1971 Dodge Charger Super Bee 440 Six Pack 3/4 front view
Mecum

The 1971–1974 generation gets even less love. Dodge stretched the wheelbase, softened the lines, and chased the personal-luxury market that the Pontiac Grand Prix was eating alive. The 1971 Charger Super Bee, a one-year-only trim that dropped the budget muscle formula into the new body, is the sleeper of that era — produced in tiny numbers before Dodge killed it after a single season. By 1973, federally mandated 5-mph bumpers had arrived, and the Charger’s front end wore them awkwardly. The 440 Six Pack option, which had given the 1970–1971 cars genuine credibility, was gone.

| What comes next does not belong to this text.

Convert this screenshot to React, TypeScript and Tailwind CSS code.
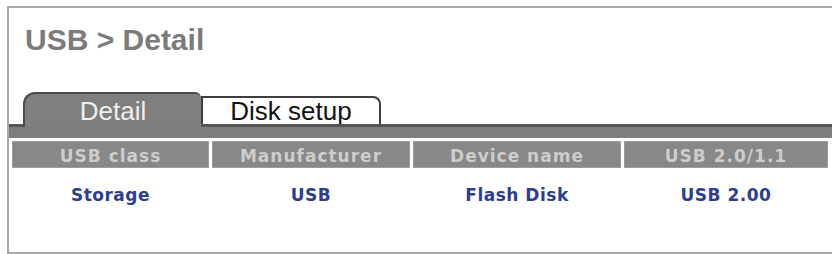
import React from "react";

const cols = [
  { h: "USB class", v: "Storage" },
  { h: "Manufacturer", v: "USB" },
  { h: "Device name", v: "Flash Disk" },
  { h: "USB 2.0/1.1", v: "USB 2.00" },
];

export default function App() {
  return (
    <div className="w-[832px] h-[254px] bg-white pt-[6px] pl-[7px] overflow-hidden">
      <div className="h-[248px] border-t-2 border-l-2 border-b-2 border-[#a9a9a9] flex flex-col">
        <div className="pl-[16px] pt-[17px] text-[30px] leading-[30px] font-bold text-[#7b7b7b] font-['Liberation_Sans',Arial,sans-serif] whitespace-nowrap">
          USB &gt; Detail
        </div>
        <div className="mt-[37px] h-[32px] flex items-start pl-[14px] font-['Liberation_Sans',Arial,sans-serif] text-[26px] leading-[26px]">
          <div className="relative z-10 w-[178px] h-[35px] bg-[#7f7f7f] border-t-2 border-l-2 border-[#4a4a4a] rounded-tl-[12px] rounded-tr-[6px] pt-[4px] text-center text-[#efefef]">
            Detail
          </div>
          <div className="mt-[4px] w-[180px] h-[28px] bg-white border-t-2 border-l-2 border-r-2 border-[#3f3f3f] rounded-tr-[8px] text-center text-[#111]">
            Disk setup
          </div>
        </div>
        <div className="h-[14px] border-t-[3px] border-[#555] bg-[#7d7d7d]" />
        <div className="mt-[3px] pl-[3px] grid grid-cols-[197px_198px_208px_204px] gap-x-[3px] font-['DejaVu_Sans',Verdana,sans-serif] font-bold text-[17px] leading-[20px]">
          {cols.map((c) => (
            <div
              key={c.h}
              className="h-[27px] bg-[#888888] border border-[#9c9c9c] pt-[4px] text-center text-[#cdcdcd] tracking-[1px] whitespace-nowrap"
            >
              {c.h}
            </div>
          ))}
          {cols.map((c) => (
            <div
              key={c.v}
              className="pt-[17px] text-center text-[#2d3e8c] tracking-[0.5px] whitespace-nowrap"
            >
              {c.v}
            </div>
          ))}
        </div>
      </div>
    </div>
  );
}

The Malaise Years: When A 318 Had To Carry The Charger Name

1975 Dodge Charger Daytona Cropped
Via gaaclassiccars.com

The 1975–1978 Charger is where the tour bus definitely won’t stop. After the 1974 model year, Dodge downsized the Charger onto the B-body platform’s smaller Cordoba-adjacent architecture — essentially a personal-luxury coupe wearing a muscle car badge. The 318-cubic-inch (5.2-liter) V8 with a two-barrel carburetor was the standard engine, rated at 150 horsepower in 1975 by the new SAE net measurement standard. The optional 400-cubic-inch (6.6-liter) two-barrel made 175 horsepower. Even the top-spec 440 four-barrel, still available in 1975, was down to 215 horsepower — a number that would have been embarrassing on a base-trim Charger five years earlier.

Dodge tried to dress the wound with option packages. The Charger Daytona trim — no relation to the winged 1969 homologation car — appeared on the 1975–1978 models as a visual package: tape stripes, a spoiler, special badging. It was a name borrowed from legend and applied to a car that couldn’t back it up. The 1976 Charger Special Edition added a formal vinyl roof and opera windows, leaning fully into the luxury-coupe identity. Production numbers for these years were modest; the 1978 model, the last of this generation, saw Charger output drop sharply as buyers moved toward the downsized Aspen and Volaré. Collectors hunting these cars today focus on the rare Spinnaker White or Inca Gold paint codes paired with the 440 — the last gasp of displacement in a nameplate that had once defined it.

What The Tour Gets Right — And What It Leaves On The Table

2027 Dodge Charger Purple Haze
Dodge

Dodge’s anniversary tour isn’t cynical. The Charger genuinely earns its place in American muscle-car history, and the 1969–1970 cars the brand will almost certainly spotlight are legitimately great. The new 2026 Charger Scat Pack — which Dodge has been building hype around this summer alongside reports of a returning Charger SRT Hellcat as early as 2028 — gives the anniversary real momentum. A brand celebrating 60 years while simultaneously relaunching its performance flagship is a better story than pure nostalgia.

But gearheads who know the full arc understand that the Charger’s history is also a cautionary tale about what happens when a performance nameplate gets stretched past its breaking point. The 1975–1978 cars aren’t shameful — they’re honest artifacts of what the fuel crisis and federal regulations did to American muscle. The 1971 Super Bee is a legitimate barn-find target. The Hemi-optioned 1968 fastbacks are unicorns. None of that fits neatly on a tour banner, which is exactly why collectors should be paying attention to the generations Dodge’s marketing leaves in the dark. Sixty years is a long run, and not all of it was glorious. That’s what makes the Charger’s history worth knowing — the whole thing, not just the highlight reel.